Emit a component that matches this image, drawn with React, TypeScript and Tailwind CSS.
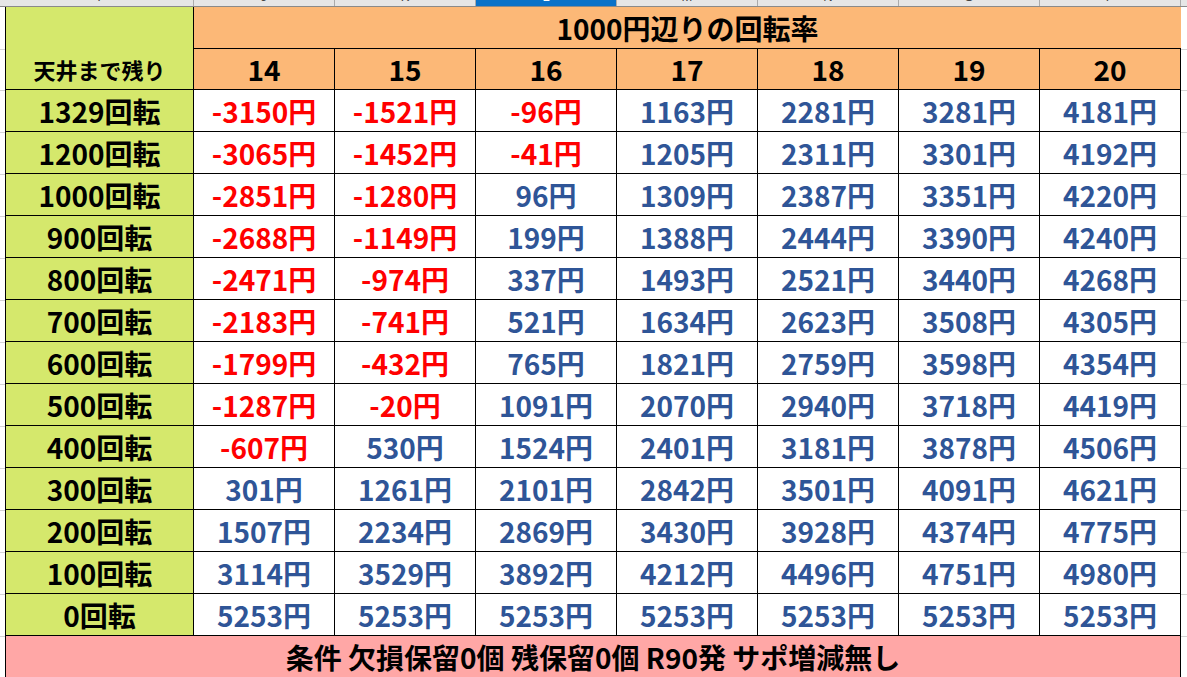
const FONT = { fontFamily: '"Noto Sans CJK JP", "Noto Sans", sans-serif' };

const COLS = [14, 15, 16, 17, 18, 19, 20];
const LETTERS = ["I", "J", "K", "L", "M", "N", "O", "P"];

const ROWS: [string, number[]][] = [
  ["1329回転", [-3150, -1521, -96, 1163, 2281, 3281, 4181]],
  ["1200回転", [-3065, -1452, -41, 1205, 2311, 3301, 4192]],
  ["1000回転", [-2851, -1280, 96, 1309, 2387, 3351, 4220]],
  ["900回転", [-2688, -1149, 199, 1388, 2444, 3390, 4240]],
  ["800回転", [-2471, -974, 337, 1493, 2521, 3440, 4268]],
  ["700回転", [-2183, -741, 521, 1634, 2623, 3508, 4305]],
  ["600回転", [-1799, -432, 765, 1821, 2759, 3598, 4354]],
  ["500回転", [-1287, -20, 1091, 2070, 2940, 3718, 4419]],
  ["400回転", [-607, 530, 1524, 2401, 3181, 3878, 4506]],
  ["300回転", [301, 1261, 2101, 2842, 3501, 4091, 4621]],
  ["200回転", [1507, 2234, 2869, 3430, 3928, 4374, 4775]],
  ["100回転", [3114, 3529, 3892, 4212, 4496, 4751, 4980]],
  ["0回転", [5253, 5253, 5253, 5253, 5253, 5253, 5253]],
];

// heights of the sheet rows, used by the gray gutters on both sides
const ROW_H = [43, 41, ...ROWS.map(() => 42), 42];

function Gutter({ w }: { w: string }) {
  return (
    <div className={`flex flex-col ${w}`}>
      {ROW_H.map((h, i) => (
        <div key={i} className="border-b border-[#d4d4d4]" style={{ height: h }} />
      ))}
    </div>
  );
}

function ColumnStrip() {
  return (
    <div className="flex h-[7px] bg-[#e6e6e6] border-b border-[#8a8a8a] overflow-hidden">
      <div className="w-[5px]" />
      {LETTERS.map((l, i) => (
        <div
          key={l}
          className={`flex justify-center border-r border-[#ababab] overflow-hidden ${
            i === 0 ? "w-[189px]" : "w-[141px]"
          } ${i === 3 ? "bg-[#0a72c9] text-white" : "text-[#444]"}`}
        >
          <span className="text-[13px] leading-[13px] -mt-[10px]" style={{ fontFamily: '"Liberation Sans", sans-serif' }}>
            {l}
          </span>
        </div>
      ))}
      <div className="flex-1" />
    </div>
  );
}

export default function App() {
  return (
    <div className="w-[1187px] h-[677px] overflow-hidden bg-white" style={FONT}>
      <ColumnStrip />
      <div className="flex">
        <Gutter w="w-[5px]" />
        <div className="w-[1176px] border-l border-r border-black">
          <div className="grid grid-cols-[188px_repeat(7,141px)] grid-rows-[42px_41px] font-bold text-black">
            <div className="row-span-2 bg-[#d5e86c] border-r border-b border-black flex flex-col justify-end">
              <div className="h-[40px] flex items-center justify-center text-[22px]">天井まで残り</div>
            </div>
            <div className="col-span-7 bg-[#fcb877] border-b border-black flex items-center justify-center text-[28px] leading-none">
              1000円辺りの回転率
            </div>
            {COLS.map((c) => (
              <div
                key={c}
                className="bg-[#fcb877] border-r border-b border-black flex items-center justify-center text-[28px] leading-none"
              >
                {c}
              </div>
            ))}
          </div>

          {ROWS.map(([label, vals]) => (
            <div key={label} className="grid grid-cols-[188px_repeat(7,141px)] h-[42px] font-bold text-[28px] leading-none">
              <div className="bg-[#d5e86c] border-r border-b border-black flex items-center justify-center text-black">
                {label}
              </div>
              {vals.map((v, i) => (
                <div
                  key={i}
                  className={`border-r border-b border-black flex items-center justify-center ${
                    v < 0 ? "text-[#ff0000]" : "text-[#2f5597]"
                  }`}
                >
                  {v}円
                </div>
              ))}
            </div>
          ))}

          <div className="h-[42px] bg-[#ffa7a6] flex items-center justify-center font-bold text-[28px] leading-none text-black">
            条件 欠損保留0個 残保留0個 R90発 サポ増減無し
          </div>
        </div>
        <Gutter w="flex-1" />
      </div>
    </div>
  );
}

--------------------

Prompt
Quote in full the listing given above; the images are to be left out.

Full response
Emit a component that matches this image, drawn with React, TypeScript and Tailwind CSS.
const FONT = { fontFamily: '"Noto Sans CJK JP", "Noto Sans", sans-serif' };

const COLS = [14, 15, 16, 17, 18, 19, 20];
const LETTERS = ["I", "J", "K", "L", "M", "N", "O", "P"];

const ROWS: [string, number[]][] = [
  ["1329回転", [-3150, -1521, -96, 1163, 2281, 3281, 4181]],
  ["1200回転", [-3065, -1452, -41, 1205, 2311, 3301, 4192]],
  ["1000回転", [-2851, -1280, 96, 1309, 2387, 3351, 4220]],
  ["900回転", [-2688, -1149, 199, 1388, 2444, 3390, 4240]],
  ["800回転", [-2471, -974, 337, 1493, 2521, 3440, 4268]],
  ["700回転", [-2183, -741, 521, 1634, 2623, 3508, 4305]],
  ["600回転", [-1799, -432, 765, 1821, 2759, 3598, 4354]],
  ["500回転", [-1287, -20, 1091, 2070, 2940, 3718, 4419]],
  ["400回転", [-607, 530, 1524, 2401, 3181, 3878, 4506]],
  ["300回転", [301, 1261, 2101, 2842, 3501, 4091, 4621]],
  ["200回転", [1507, 2234, 2869, 3430, 3928, 4374, 4775]],
  ["100回転", [3114, 3529, 3892, 4212, 4496, 4751, 4980]],
  ["0回転", [5253, 5253, 5253, 5253, 5253, 5253, 5253]],
];

// heights of the sheet rows, used by the gray gutters on both sides
const ROW_H = [43, 41, ...ROWS.map(() => 42), 42];

function Gutter({ w }: { w: string }) {
  return (
    <div className={`flex flex-col ${w}`}>
      {ROW_H.map((h, i) => (
        <div key={i} className="border-b border-[#d4d4d4]" style={{ height: h }} />
      ))}
    </div>
  );
}

function ColumnStrip() {
  return (
    <div className="flex h-[7px] bg-[#e6e6e6] border-b border-[#8a8a8a] overflow-hidden">
      <div className="w-[5px]" />
      {LETTERS.map((l, i) => (
        <div
          key={l}
          className={`flex justify-center border-r border-[#ababab] overflow-hidden ${
            i === 0 ? "w-[189px]" : "w-[141px]"
          } ${i === 3 ? "bg-[#0a72c9] text-white" : "text-[#444]"}`}
        >
          <span className="text-[13px] leading-[13px] -mt-[10px]" style={{ fontFamily: '"Liberation Sans", sans-serif' }}>
            {l}
          </span>
        </div>
      ))}
      <div className="flex-1" />
    </div>
  );
}

export default function App() {
  return (
    <div className="w-[1187px] h-[677px] overflow-hidden bg-white" style={FONT}>
      <ColumnStrip />
      <div className="flex">
        <Gutter w="w-[5px]" />
        <div className="w-[1176px] border-l border-r border-black">
          <div className="grid grid-cols-[188px_repeat(7,141px)] grid-rows-[42px_41px] font-bold text-black">
            <div className="row-span-2 bg-[#d5e86c] border-r border-b border-black flex flex-col justify-end">
              <div className="h-[40px] flex items-center justify-center text-[22px]">天井まで残り</div>
            </div>
            <div className="col-span-7 bg-[#fcb877] border-b border-black flex items-center justify-center text-[28px] leading-none">
              1000円辺りの回転率
            </div>
            {COLS.map((c) => (
              <div
                key={c}
                className="bg-[#fcb877] border-r border-b border-black flex items-center justify-center text-[28px] leading-none"
              >
                {c}
              </div>
            ))}
          </div>

          {ROWS.map(([label, vals]) => (
            <div key={label} className="grid grid-cols-[188px_repeat(7,141px)] h-[42px] font-bold text-[28px] leading-none">
              <div className="bg-[#d5e86c] border-r border-b border-black flex items-center justify-center text-black">
                {label}
              </div>
              {vals.map((v, i) => (
                <div
                  key={i}
                  className={`border-r border-b border-black flex items-center justify-center ${
                    v < 0 ? "text-[#ff0000]" : "text-[#2f5597]"
                  }`}
                >
                  {v}円
                </div>
              ))}
            </div>
          ))}

          <div className="h-[42px] bg-[#ffa7a6] flex items-center justify-center font-bold text-[28px] leading-none text-black">
            条件 欠損保留0個 残保留0個 R90発 サポ増減無し
          </div>
        </div>
        <Gutter w="flex-1" />
      </div>
    </div>
  );
}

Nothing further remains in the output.